The two February 6 earthquakes were of devastating magnitudes, 7.8 and 7.5, respectively. On February 19, the country's Disaster and Emergency Management Authority, AFAD, said that some 6,040 aftershocks, with 40 of a 5 to 6 magnitude and one at 6.6, have in the past two weeks hit the 11 provinces that form the quake disaster zone. For earthquakes, it should be noted that the Richter magnitude scale does not proportionally represent the strength of the earthquake in question. For instance, 7.00 magnitude is not one unit or 16% stronger than 6.00 magnitude, it is 10 times or 1,000% stronger.

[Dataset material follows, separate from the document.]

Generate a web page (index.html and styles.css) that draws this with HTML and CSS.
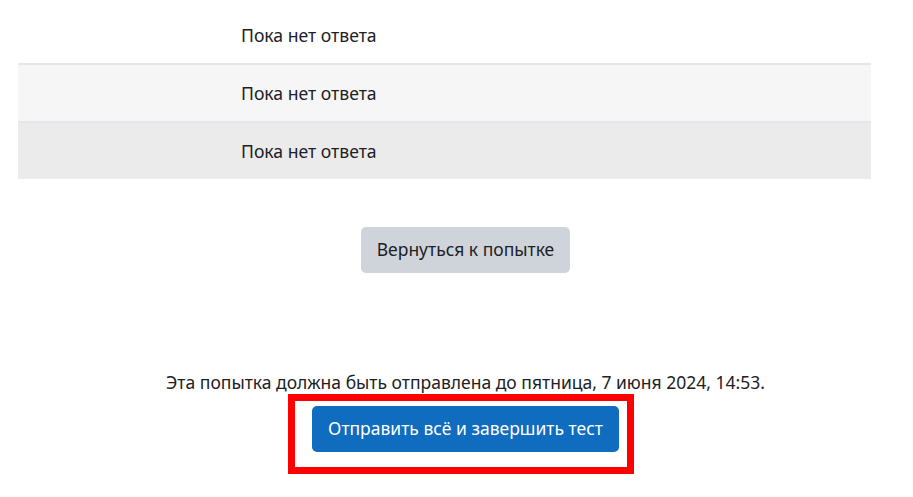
FILE: index.html
```html
<!DOCTYPE html>
<html lang="ru">
<head>
<meta charset="utf-8">
<link rel="stylesheet" href="styles.css">
</head>
<body>
<div class="page">
  <div class="summary">
    <div class="row first"><div class="num"></div><div class="status">Пока нет ответа</div></div>
    <div class="row striped"><div class="num"></div><div class="status">Пока нет ответа</div></div>
    <div class="row hover"><div class="num"></div><div class="status">Пока нет ответа</div></div>
  </div>
  <div class="return">
    <button class="btn btn-secondary">Вернуться к попытке</button>
  </div>
  <div class="submit">
    <p class="due">Эта попытка должна быть отправлена до пятница, 7 июня 2024, 14:53.</p>
    <button class="btn btn-primary">Отправить всё и завершить тест</button>
  </div>
</div>
<div class="highlight"></div>
</body>
</html>
```
FILE: styles.css
```css
html, body {
  margin: 0;
  padding: 0;
  background: #ffffff;
}
body {
  font-family: "Noto Sans", "Open Sans", sans-serif;
  color: #1d2125;
  font-size: 17.5px;
  position: relative;
  width: 913px;
  height: 497px;
  overflow: hidden;
}
.page {
  margin-left: 18px;
  padding-top: 7px;
  display: flex;
  flex-direction: column;
}
.summary {
  width: 853px;
  display: flex;
  flex-direction: column;
}
.row {
  display: grid;
  grid-template-columns: 223px 1fr;
  align-items: center;
  height: 58px;
  box-sizing: border-box;
  border-top: 2px solid #e5e6ea;
}
.row.first {
  height: 56px;
  border-top: none;
}
.row.striped {
  background: #f6f6f6;
}
.row.hover {
  background: #ebebeb;
}
.status {
  font-size: 17.6px;
}
.return {
  display: flex;
  justify-content: center;
  margin-top: 48px;
}
.btn {
  font-family: inherit;
  font-size: 17.5px;
  border: none;
  border-radius: 5px;
  height: 46px;
  padding: 0 16px;
  color: #1d2125;
  line-height: 1;
}
.btn-secondary {
  background: #ced4da;
}
.btn-primary {
  background: #0f6cbf;
  color: #ffffff;
}
.submit {
  margin-top: 99px;
  display: flex;
  flex-direction: column;
  align-items: center;
}
.due {
  margin: 0 0 14px;
  line-height: 20px;
}
.highlight {
  position: absolute;
  left: 288px;
  top: 394px;
  width: 346px;
  height: 80px;
  box-sizing: border-box;
  border: 7px solid #ff0000;
}
```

The latest quakes were centred near Antakya and were felt in Syria, Egypt and Lebanon. The first quake struck at a depth of just two km (1.2 miles), according to the European Mediterranean Seismological Centre (EMSC) said. The relatively shallow depth might have magnified its impact at ground level.
The death toll from the earthquakes of two weeks ago, with rescue efforts now almost entirely wound down, so far stood at 41,156 in Turkey, AFAD said on February 20. Around 6,000 victims are confirmed to have died in Syria. Soon after the quakes, one expert said he feared the eventual toll across Turkey and Syria could reach as high as 180,000. Both countries are yet to give estimates of how many people are missing.
Around 345,000 apartments in Turkey are known to have been destroyed by the disaster. Some 105,794 buildings checked by Turkey’s Environment and Urbanisation Ministry were either destroyed or so badly damaged as to require demolition, the ministry said on February 19. Of these, 20,662 had collapsed.
“At least 80% of the buildings must be demolished in Antakya,” Lutfu Savas, the mayor of Hatay province—which suffered around 21,000 deaths in the earthquakes of two weeks ago, more than half of the total number of the confirmed fatalities in Turkey—told broadcaster HaberTurk on February 19.
Turkish President Recep Tayyip Erdogan continues to face a backlash over decades of shoddy building standards that left so many buildings in Turkey vulnerable to the earthquake tremors.
Even some so-called “earthquake-proof” luxury housing complexes were toppled by the earthquakes. But there are examples in Turkey of towns built according to earthquake-resistance construction codes, which have withstood major tremors while settlements around them have collapsed.
Opposition politicians have complained of deference to Erdogan slowing the earthquake rescue.
Among February 6 earthquake survivors are around 356,000 pregnant women who urgently need access to health services, the UN sexual and reproductive health agency (UNFPA) has said. They comprise of 226,000 women in Turkey and 130,000 in Syria, around 38,800 of whom will deliver in the next month. Many are sheltering in camps or are exposed to freezing temperatures and are struggling to get food or clean water.
Deep anxieties in Istanbul—which experts have long said is highly vulnerable to the possibility of a massive earthquake—have been reignited among the city’s 16mn-strong population by the disaster.
Hours before the latest earthquake, US Secretary of State Antony Blinken said on a visit to Turkey that Washington would help "for as long as it takes" as rescue operations in the wake of the February 6 earthquakes and their aftershocks were reduced to just a handful of cases with some hope. The focus was turning to urgent shelter and reconstruction work.